Automatic Retries: (Specific to Start Checkpoints) When a job fails and automatic retries are configured, the Start Checkpoint re-schedules the job for a future retry attempt. A built-in exponential backoff strategy is applied (e.g., starting at 10 seconds for the first retry attempt). The scheduler checks for jobs to retry approximately every 20 seconds to 5 minutes, adapting its interval based on the number of pending retries.
Waiting Jobs (Approval): (Specific to Wait Checkpoints) Jobs held at a "Wait" checkpoint are released to the immediate queue as soon as they are approved via the Portal, API, or an injected message command. The checkpoint's internal scheduler then picks up these newly released jobs for processing, typically within 5 seconds to a minute.
Flagging Stalled Jobs: (Specific to Start Checkpoints) The system periodically identifies jobs that have been in a RUNNING state for an extended period (default: 5 minutes) without progressing through subsequent checkpoints. These jobs are automatically flagged as STALLED for attention, with this check occurring approximately every 5 to 10 minutes.

High-Volume Ingestion

For high-volume incoming messages, checkpoints also have a mechanism to write jobs to the database immediately as jobs enter a job checkpoint. If the number of incoming messages in the node's internal batch reaches a batch threshold (50 messages within a few seconds), they are instantly written to the database. This helps reduce initial ingestion latency for bursts of jobs.
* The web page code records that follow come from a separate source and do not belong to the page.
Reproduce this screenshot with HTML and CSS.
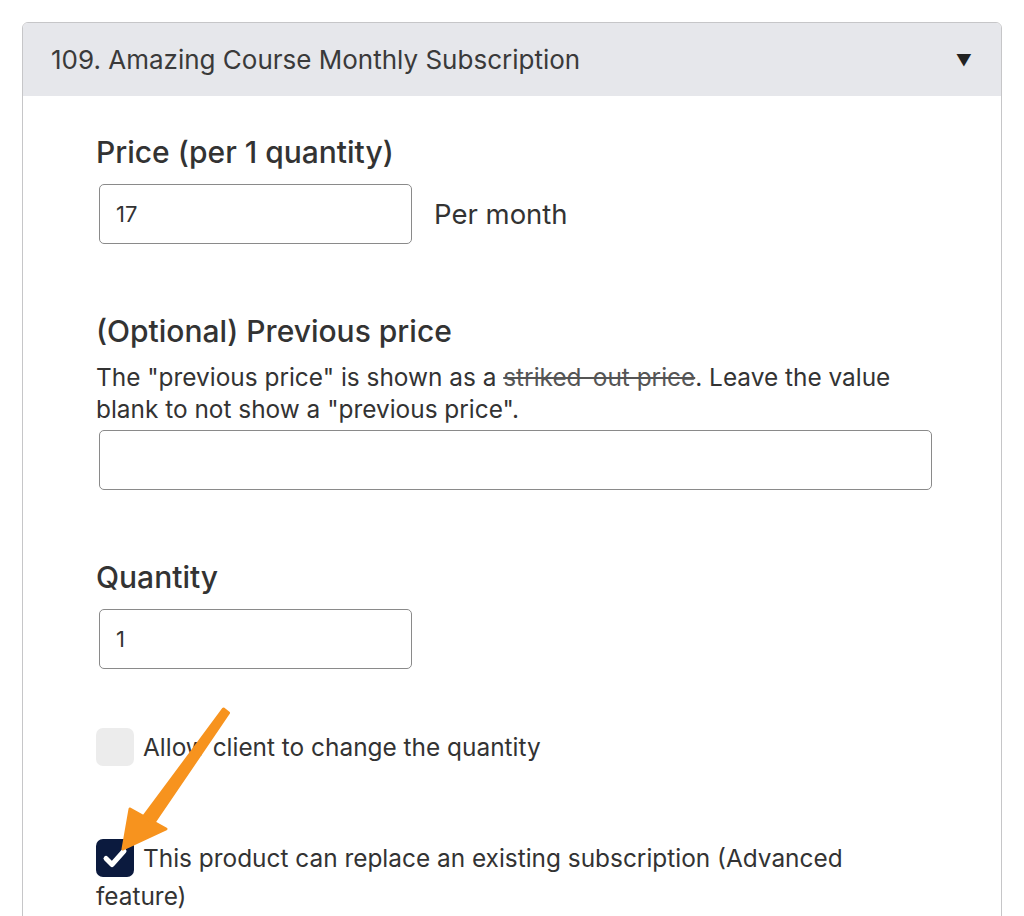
FILE: index.html
```html
<!DOCTYPE html>
<html lang="en">
<head>
  <meta charset="UTF-8">
  <title>Product</title>
  <link rel="stylesheet" href="styles.css">
</head>
<body>
  <div class="product-card">
    <div class="product-header">
      <span class="product-title">109. Amazing Course Monthly Subscription</span>
      <span class="toggle">&#9660;</span>
    </div>

    <div class="product-body">
      <!-- Price -->
      <div class="field">
        <label class="field-label">Price (per 1 quantity)</label>
        <div class="price-row">
          <input type="text" class="text-input short" value="17">
          <span class="period">Per month</span>
        </div>
      </div>

      <!-- Previous price -->
      <div class="field">
        <label class="field-label">(Optional) Previous price</label>
        <p class="help">The "previous price" is shown as a <s>striked-out price</s>. Leave the value blank to not show a "previous price".</p>
        <input type="text" class="text-input wide" value="">
      </div>

      <!-- Quantity -->
      <div class="field">
        <label class="field-label">Quantity</label>
        <input type="text" class="text-input short" value="1">
      </div>

      <div class="check-row first">
        <span class="checkbox"></span>Allow client to change the quantity
      </div>

      <div class="check-row">
        <span class="checkbox checked">
          <svg width="38" height="38" viewBox="0 0 38 38"><path d="M10 19.5 L16 25.5 L28 12" fill="none" stroke="#fff" stroke-width="5" stroke-linecap="round" stroke-linejoin="round"/></svg>
        </span>This product can replace an existing subscription (Advanced feature)
      </div>
    </div>
  </div>

  <!-- annotation arrow drawn over the form -->
  <svg class="arrow" width="1024" height="916" viewBox="0 0 1024 916">
    <g fill="#f7931e" stroke="#f7931e" stroke-width="3" stroke-linejoin="round">
      <polygon points="228.5,713 223.5,709 143,817.5 153,824"/>
      <polygon points="130,809 166,829 123,849"/>
    </g>
  </svg>
</body>
</html>
```

FILE: styles.css
```css
body {
  margin: 0;
  padding: 0;
  background-color: #fff;
  color: #333;
  font-family: Inter, "Noto Sans", sans-serif;
  height: 916px;
  overflow: hidden;
}

.product-card {
  margin: 22px 0 0 22px;
  width: 978px;
  height: 1000px;
  border: 1px solid #c6c6c8;
  border-radius: 6px;
  overflow: hidden;
}

.product-header {
  display: flex;
  justify-content: space-between;
  align-items: center;
  height: 73px;
  padding: 0 29px 0 28px;
  background-color: #e6e7eb;
  font-size: 26px;
  color: #3a3a3a;
}

.toggle {
  font-size: 16px;
  color: #222;
}

.product-body {
  padding: 38px 0 0 73px;
}

.field {
  margin-bottom: 69px;
}

.field-label {
  display: block;
  font-size: 30px;
  line-height: 36px;
  font-weight: 500;
  margin-bottom: 14px;
}

.price-row {
  display: flex;
  align-items: center;
  gap: 22px;
}

.period {
  font-size: 27.5px;
}

.help {
  margin: -2px 0 5px 0;
  font-size: 24.4px;
  line-height: 32px;
  width: 820px;
}

.help s {
  color: #555;
}

.text-input {
  display: block;
  box-sizing: border-box;
  height: 60px;
  margin-left: 3px;
  padding: 0 16px;
  border: 1px solid #8a8a8a;
  border-radius: 5px;
  font-family: inherit;
  font-size: 22px;
  color: #333;
  background: #fff;
}

.text-input.short {
  width: 313px;
}

.text-input.wide {
  width: 833px;
}

.check-row {
  font-size: 24.4px;
  line-height: 38px;
  width: 790px;
  margin-top: 73px;
}

.check-row.first {
  margin-top: -10px;
}

.checkbox {
  display: inline-block;
  vertical-align: top;
  width: 38px;
  height: 38px;
  margin-right: 9px;
  border-radius: 7px;
  background-color: #ececec;
}

.checkbox.checked {
  background-color: #0b1a3e;
}

.checkbox svg {
  display: block;
}

.arrow {
  position: absolute;
  top: 0;
  left: 0;
  pointer-events: none;
}
```
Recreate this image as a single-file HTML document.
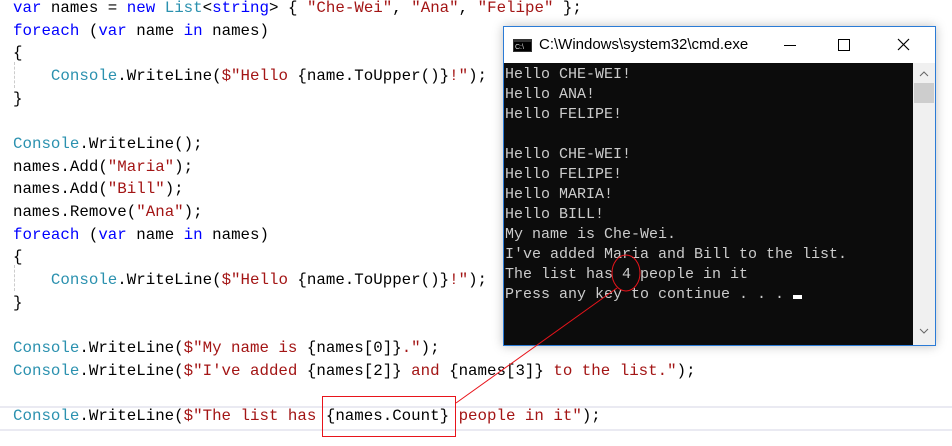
<!DOCTYPE html><html><head><style>
body{margin:0;width:952px;height:446px;background:#fff;position:relative;overflow:hidden;font-family:"Liberation Mono",monospace}
.code{position:absolute;left:13px;top:-3px;font-size:15.8px;line-height:22.65px;white-space:pre;color:#000}
.k{color:#0000ff}.t{color:#2b91af}.s{color:#a31515}
.hl{position:absolute;left:0;width:952px;top:406px;height:21px;border-top:2px solid #eaeaf2;border-bottom:2px solid #eaeaf2}
.win{position:absolute;left:503px;top:26px;width:431px;height:318px;border:1px solid #2b7bd6;background:#fff;box-shadow:0 0 10px rgba(0,0,0,.25)}
.title{height:36px;font-family:"Liberation Sans",sans-serif;font-size:15px;color:#000;position:relative}
.con{position:absolute;left:0;top:36px;width:409px;height:282px;background:#0c0c0c;color:#cccccc;font-size:15px;line-height:20px;white-space:pre;padding:2px 0 0 1px;box-sizing:border-box}
.sb{position:absolute;left:409px;top:36px;width:22px;height:282px;background:#f0f0f0}
</style></head><body>
<div class="hl"></div>
<div class="code"><span class="k">var</span> names = <span class="k">new</span> <span class="t">List</span>&lt;<span class="k">string</span>&gt; { <span class="s">"Che-Wei"</span>, <span class="s">"Ana"</span>, <span class="s">"Felipe"</span> };
<span class="k">foreach</span> (<span class="k">var</span> name <span class="k">in</span> names)
{
    <span class="t">Console</span>.WriteLine(<span class="s">$"Hello </span>{name.ToUpper()}<span class="s">!"</span>);
}

<span class="t">Console</span>.WriteLine();
names.Add(<span class="s">"Maria"</span>);
names.Add(<span class="s">"Bill"</span>);
names.Remove(<span class="s">"Ana"</span>);
<span class="k">foreach</span> (<span class="k">var</span> name <span class="k">in</span> names)
{
    <span class="t">Console</span>.WriteLine(<span class="s">$"Hello </span>{name.ToUpper()}<span class="s">!"</span>);
}

<span class="t">Console</span>.WriteLine(<span class="s">$"My name is </span>{names[0]}<span class="s">."</span>);
<span class="t">Console</span>.WriteLine(<span class="s">$"I've added </span>{names[2]}<span class="s"> and </span>{names[3]}<span class="s"> to the list."</span>);

<span class="t">Console</span>.WriteLine(<span class="s">$"The list has </span>{names.Count}<span class="s"> people in it"</span>);</div>
<div style="position:absolute;left:14px;top:62px;height:26px;border-left:1px dashed #ccc"></div>
<div style="position:absolute;left:14px;top:265px;height:26px;border-left:1px dashed #ccc"></div>
<div class="win">
<div class="title">
<svg style="position:absolute;left:9px;top:12px" width="19" height="13"><rect x="0" y="0" width="19" height="13" fill="#333"/><rect x="1" y="3" width="17" height="9" fill="#000"/><text x="2" y="10" font-size="7" fill="#ddd" font-family="Liberation Sans">C:\</text></svg>
<span style="position:absolute;left:35px;top:9px">C:\Windows\system32\cmd.exe</span>
<div style="position:absolute;left:280px;top:18px;width:12px;height:1px;background:#000"></div>
<div style="position:absolute;left:334px;top:12px;width:10px;height:10px;border:1px solid #000"></div>
<svg style="position:absolute;left:393px;top:11px" width="13" height="13"><path d="M1 1L12 12M12 1L1 12" stroke="#000" stroke-width="1.2"/></svg>
</div>
<div class="con">Hello CHE-WEI!
Hello ANA!
Hello FELIPE!

Hello CHE-WEI!
Hello FELIPE!
Hello MARIA!
Hello BILL!
My name is Che-Wei.
I've added Maria and Bill to the list.
The list has 4 people in it
Press any key to continue . . . <span style="display:inline-block;width:9px;height:4px;background:#fff;vertical-align:-1px"></span></div>
<div class="sb">
<svg style="position:absolute;left:6px;top:8px" width="10" height="6"><path d="M1 5L5 1L9 5" stroke="#666" fill="none"/></svg>
<div style="position:absolute;left:1px;top:20px;width:20px;height:20px;background:#cdcdcd"></div>
<svg style="position:absolute;left:6px;top:265px" width="10" height="6"><path d="M1 1L5 5L9 1" stroke="#666" fill="none"/></svg>
</div>
</div>
<svg style="position:absolute;left:0;top:0" width="952" height="446">
<rect x="322.5" y="396.5" width="133" height="40" fill="none" stroke="#e8141b" stroke-width="1"/>
<ellipse cx="626" cy="273" rx="14" ry="18" fill="none" stroke="#e8141b" stroke-width="1"/>
<line x1="456" y1="403" x2="617" y2="288" stroke="#e8141b" stroke-width="1"/>
</svg>
</body></html>
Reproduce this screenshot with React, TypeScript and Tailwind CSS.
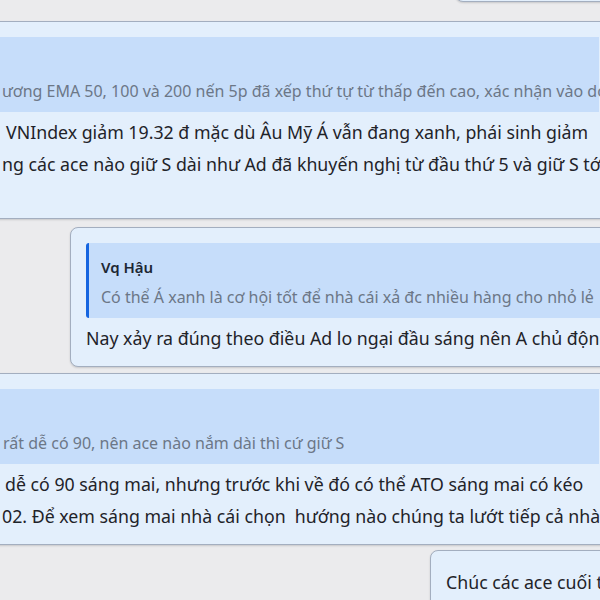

Latency and Responsiveness:

Predictable Delay: Jobs entering a queued checkpoint will experience a slight, predictable delay (ranging from a few seconds to a minute for scheduled/waiting jobs, or up to 15 seconds for direct queue processing) before being processed and sent to the next node. This is a trade-off for the enhanced reliability, tracking, and control that checkpoints provide.
Adaptive Behavior: The system is inherently reactive. If a queue rapidly fills up (e.g., many IMMEDIATE jobs arrive), the processing intervals will automatically shorten to clear the backlog faster, ensuring higher throughput under load.